THE TASK:
Repeat the material exactly from its first line to the line that includes "const language = ref('')". Skip pictures.

PROVIDED MATERIAL:

***

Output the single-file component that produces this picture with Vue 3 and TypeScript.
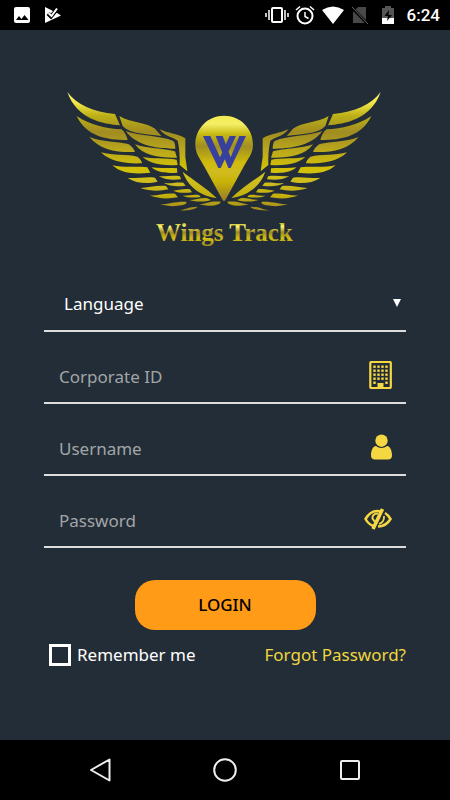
<script setup lang="ts">
import { ref } from 'vue'

const corporateId = ref('')
const username = ref('')
const password = ref('')
const remember = ref(false)
const language = ref('')

const feathers: string[] = [
  'M22 36C50 75 100 95 165 102L180 136C130 132 50 118 22 36Z',
  'M50 108C90 135 140 146 184 148C194 155 200 168 203 180C140 180 80 170 50 108Z',
  'M88 171C130 187 170 184 205 192C215 198 223 208 225 216C170 218 120 210 88 171Z',
  'M123 217C160 227 200 222 232 230C240 236 246 244 246 250C200 252 150 246 123 217Z',
  'M157 256C190 264 230 258 262 262L271 278C230 283 185 282 157 256Z',
  'M203 294C230 296 260 289 285 293L293 305C265 312 230 312 203 294Z',
  'M241 324C265 324 290 315 318 318L325 328C300 334 270 334 241 324Z',
  'M269 346C290 348 315 338 345 341L354 352C325 357 295 357 269 346Z',
  'M301 373C325 373 345 364 378 365C383 368 375 374 365 376C345 380 320 379 301 373Z',
  'M354 391C375 390 385 380 413 380C408 388 380 393 354 391Z',
  'M178 108C210 128 262 128 285 146L304 168C260 162 210 162 188 138Z',
  'M197 153C240 170 300 165 340 183Q346 190 346 206C300 206 230 200 197 153Z',
  'M225 193C260 206 310 205 345 214L351 233C300 234 250 228 225 193Z',
  'M248 231C275 237 320 233 350 239L353 255C315 257 275 255 248 231Z',
  'M274 262C300 266 330 262 351 265L352 278C325 280 295 280 274 262Z',
  'M296 288C320 290 340 285 360 289L363 298C340 301 315 300 296 288Z',
  'M312 309C335 311 350 305 370 308L377 317C355 320 330 320 312 309Z',
  'M340 332C355 332 370 325 390 328L396 337C375 340 355 339 340 332Z',
  'M367 347C385 348 400 342 418 346L422 351C400 354 380 353 367 347Z',
  'M388 360C405 360 420 353 440 354L453 360C435 366 410 366 388 360Z',
  'M418 373C440 371 450 362 482 365C483 372 465 378 445 377C435 377 428 375 418 373Z',
  'M299 148C325 160 350 160 376 175L376 230L382 274L359 255C360 230 358 205 353 182C335 170 312 168 299 148Z',
  'M368 275C400 300 440 325 470 354C430 350 385 325 368 275Z',
]

const windows = [0, 1, 2, 3].flatMap((row) =>
  [0, 1, 2, 3].map((col) => ({ x: 4.3 + col * 4, y: 4.5 + row * 4 })),
)
</script>

<template>
  <div class="screen">
    <header class="status">
      <div class="group">
        <svg width="18" height="18" viewBox="0 0 18 18" aria-hidden="true">
          <rect x="1" y="1" width="16" height="16" rx="2" fill="#fff" />
          <path d="M3 14l3-4 2.500 3 3-4 4 5z" fill="#000" />
        </svg>
        <svg width="18" height="18" viewBox="0 0 18 18" aria-hidden="true">
          <path d="M2 1v16L18 9.500 14 7z" fill="#fff" />
          <path d="M5 7.500l3 3L15 2" fill="none" stroke="#000" stroke-width="4" />
          <path d="M5.500 7l3 3 5.500-7.500" fill="none" stroke="#fff" stroke-width="2" />
        </svg>
      </div>
      <div class="group right">
        <svg width="24" height="20" viewBox="0 0 24 20" fill="none" stroke="#fff" stroke-width="2" aria-hidden="true">
          <rect x="7" y="3" width="10" height="14" rx="1" />
          <path d="M4 5v10M20 5v10M1 8v4M23 8v4" stroke-width="1.500" />
        </svg>
        <svg width="20" height="20" viewBox="0 0 20 20" fill="none" stroke="#fff" stroke-width="2" aria-hidden="true">
          <circle cx="10" cy="11" r="7.500" />
          <path d="M1 5l4-3.500M19 5l-4-3.500M10 7v4.500l3.500 2" stroke-width="1.500" />
        </svg>
        <svg width="24" height="20" viewBox="0 0 24 20" aria-hidden="true">
          <path d="M1 5Q12-2 23 5L12 19z" fill="#fff" />
        </svg>
        <svg width="18" height="20" viewBox="0 0 18 20" aria-hidden="true">
          <path d="M7 2h8v16H2V7z" fill="#484848" />
          <path d="M0 2l17 17" stroke="#000" stroke-width="3" />
          <path d="M1 2l16 17" stroke="#666" stroke-width="1" />
        </svg>
        <svg class="battery" width="14" height="20" viewBox="0 0 14 20" aria-hidden="true">
          <path d="M4 1h6v2h3v10H1V3h3z" fill="#555" />
          <path d="M1 13h12v6H1z" fill="#fff" />
          <path d="M8 5L3.500 11H7l-1 5 5-6H7.500z" fill="#000" />
        </svg>
        <time class="clock">6:24</time>
      </div>
    </header>

    <main>
      <svg class="logo" viewBox="0 0 984 510" role="img" aria-label="Wings Track">
        <defs>
          <linearGradient id="wingGold" gradientUnits="userSpaceOnUse" x1="0" y1="36" x2="0" y2="391">
            <stop offset="0" stop-color="#fffb78" />
            <stop offset=".1" stop-color="#eee345" />
            <stop offset=".2" stop-color="#bdb017" />
            <stop offset=".34" stop-color="#a08c21" />
            <stop offset=".5" stop-color="#bba91c" />
            <stop offset=".65" stop-color="#d3c005" />
            <stop offset=".76" stop-color="#cfbd20" />
            <stop offset=".88" stop-color="#c3b00b" />
            <stop offset="1" stop-color="#a08a22" />
          </linearGradient>
          <linearGradient id="gold" x1="0" y1="0" x2="0" y2="1">
            <stop offset="0" stop-color="#f1ea50" />
            <stop offset=".1" stop-color="#f5ee65" />
            <stop offset=".22" stop-color="#c7b913" />
            <stop offset=".36" stop-color="#a08e22" />
            <stop offset=".55" stop-color="#cfbb0b" />
            <stop offset=".66" stop-color="#d0bc20" />
            <stop offset=".78" stop-color="#c8b307" />
            <stop offset="1" stop-color="#957b2b" />
          </linearGradient>
          <linearGradient id="titleGold" gradientUnits="userSpaceOnUse" x1="0" y1="428" x2="0" y2="500">
            <stop offset="0" stop-color="#b9aa16" />
            <stop offset=".15" stop-color="#fff974" />
            <stop offset=".4" stop-color="#9e8a22" />
            <stop offset=".65" stop-color="#d2be12" />
            <stop offset="1" stop-color="#a08922" />
          </linearGradient>
          <g id="wing">
            <path v-for="(d, i) in feathers" :key="i" :d="d" />
          </g>
        </defs>
        <g fill="url(#wingGold)">
          <use href="#wing" />
          <use href="#wing" transform="matrix(-1 0 0 1 984 0)" />
        </g>
        <path
          d="M492 107C443 107 406 145 406 194C406 220 419 234 432 258L489 362H495L552 258C565 234 579 220 579 194C579 145 541 107 492 107Z"
          fill="url(#gold)"
        />
        <path
          d="M429 168H451L480 232L509 168H528L482 264H475ZM467 168H488L512 232L538 168H558L512 264H505Z"
          fill="#37409c"
        />
        <text x="493" y="482" text-anchor="middle" class="brand" fill="url(#titleGold)">Wings Track</text>
      </svg>

      <form @submit.prevent>
        <div class="field">
          <select v-model="language" aria-label="Language">
            <option value="">Language</option>
            <option value="en">English</option>
          </select>
          <svg class="arrow" width="8" height="8" viewBox="0 0 8 8" aria-hidden="true">
            <path d="M0 0h8L4 8z" fill="#fff" />
          </svg>
        </div>
        <div class="field">
          <input v-model="corporateId" type="text" placeholder="Corporate ID" aria-label="Corporate ID" />
          <svg width="23" height="28" viewBox="0 0 23 28" fill="#f5d742" aria-hidden="true">
            <rect x="1.300" y="1" width="20.500" height="26" rx="1" fill="none" stroke="#f5d742" stroke-width="2.200" />
            <rect v-for="(w, i) in windows" :key="i" :x="w.x" :y="w.y" width="2.400" height="2.400" />
            <path d="M4.300 20.500h2.400v2.400H4.300zM16.300 20.500h2.400v2.400h-2.400zM8.500 22h6v5h-6z" />
          </svg>
        </div>
        <div class="field">
          <input v-model="username" type="text" placeholder="Username" aria-label="Username" />
          <svg width="21" height="26" viewBox="0 0 21 26" fill="#f5d742" aria-hidden="true">
            <circle cx="10.500" cy="6.700" r="6.200" />
            <path d="M5 12C1.500 12.500 0 17 0 21.500C0 24 1.500 25.500 4 25.500H17C19.500 25.500 21 24 21 21.500C21 17 19.500 12.500 16 12C13 14.500 8 14.500 5 12Z" />
          </svg>
        </div>
        <div class="field">
          <input v-model="password" type="password" placeholder="Password" aria-label="Password" />
          <svg width="28" height="22" viewBox="0 0 28 22" fill="none" stroke="#f5d742" aria-hidden="true">
            <path d="M17 3.500C10 1.500 5 5 1.500 11C3.500 14.500 6 17 9.500 18" stroke-width="2.500" />
            <path d="M21 5C23.500 6.500 25 8.500 26.500 11C23.500 16 19.500 18.500 14 18.500" stroke-width="2.500" />
            <path d="M14 5.500C9.500 5.500 8 8 8.500 10.500L11 14" stroke-width="2" />
            <path d="M20 8C20.500 12 18 15 15 16" stroke-width="1.800" />
            <path d="M18.500 1L9 21" stroke-width="3.600" />
          </svg>
        </div>

        <button type="submit" class="login">LOGIN</button>

        <div class="options">
          <label class="remember">
            <input v-model="remember" type="checkbox" />
            <span>Remember me</span>
          </label>
          <a href="#">Forgot Password?</a>
        </div>
      </form>
    </main>

    <nav class="keys" aria-label="System navigation">
      <button type="button" aria-label="Back">
        <svg width="24" height="26" viewBox="0 0 24 26"><path d="M21.500 2.500v21L3 13z" /></svg>
      </button>
      <button type="button" aria-label="Home">
        <svg width="24" height="26" viewBox="0 0 24 26"><circle cx="12" cy="13" r="10.800" /></svg>
      </button>
      <button type="button" aria-label="Recent apps">
        <svg width="24" height="26" viewBox="0 0 24 26"><rect x="3" y="4" width="18" height="18" rx="1" /></svg>
      </button>
    </nav>
  </div>
</template>

<style>
body {
  margin: 0;
  background: #232d37;
}
</style>

<style scoped>
.screen {
  min-height: 100vh;
  display: flex;
  flex-direction: column;
  background: #232d37;
  color: #fff;
  font-family: "Noto Sans", "Open Sans", sans-serif;
  font-size: 17px;
  line-height: 24px;
}
.status {
  height: 30px;
  box-sizing: border-box;
  padding: 0 10px 0 13px;
  display: flex;
  align-items: center;
  justify-content: space-between;
  background: #000;
}
.group {
  display: flex;
  align-items: center;
  gap: 12px;
}
.right {
  gap: 6px;
}
.battery {
  margin-left: 6px;
}
.clock {
  margin-left: 6px;
  font-family: Roboto, sans-serif;
  font-weight: 500;
}
main {
  flex: 1;
  padding: 50px 44px 0;
}
.logo {
  display: block;
  width: 328px;
  max-width: 100%;
  margin: 0 auto;
  padding-right: 2px;
}
.brand {
  font-family: "Liberation Serif", serif;
  font-size: 75px;
  font-weight: 700;
}
form {
  margin-top: 26px;
  display: flex;
  flex-direction: column;
}
.field {
  height: 56px;
  box-sizing: border-box;
  margin-bottom: 16px;
  padding-right: 14px;
  display: flex;
  align-items: center;
  border-bottom: 2px solid #ddd;
}
.field input,
.field select {
  flex: 1;
  min-width: 0;
  height: 100%;
  box-sizing: border-box;
  padding: 2px 0 0 15px;
  border: 0;
  outline: 0;
  background: transparent;
  color: #fff;
  font: inherit;
}
.field select {
  appearance: none;
  padding-left: 20px;
}
.field option {
  color: #000;
}
.field input::placeholder {
  color: #a2a5a8;
  opacity: 1;
}
.arrow {
  margin-right: -9px;
}
.login {
  align-self: center;
  width: 50%;
  height: 50px;
  margin-top: 16px;
  border: 0;
  border-radius: 20px;
  background: #ff9b17;
  color: #000;
  font: inherit;
  font-weight: 500;
}
.options {
  margin-top: 13px;
  display: flex;
  align-items: center;
  justify-content: space-between;
}
.remember {
  display: flex;
  align-items: center;
  gap: 6px;
}
.remember input {
  appearance: none;
  box-sizing: border-box;
  width: 22px;
  height: 22px;
  margin: 0 0 0 5px;
  border: 3px solid #fff;
}
.remember input:checked {
  background: #f5d742;
}
.options a {
  color: #f0d640;
  text-decoration: none;
}
.keys {
  height: 60px;
  display: flex;
  align-items: center;
  justify-content: center;
  gap: 101px;
  background: #000;
}
.keys button {
  display: flex;
  padding: 0;
  border: 0;
  background: none;
}
.keys path,
.keys circle,
.keys rect {
  fill: none;
  stroke: #eee;
  stroke-width: 2;
  stroke-linejoin: round;
}
</style>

***

FULL ANSWER:
Output the single-file component that produces this picture with Vue 3 and TypeScript.
<script setup lang="ts">
import { ref } from 'vue'

const corporateId = ref('')
const username = ref('')
const password = ref('')
const remember = ref(false)
const language = ref('')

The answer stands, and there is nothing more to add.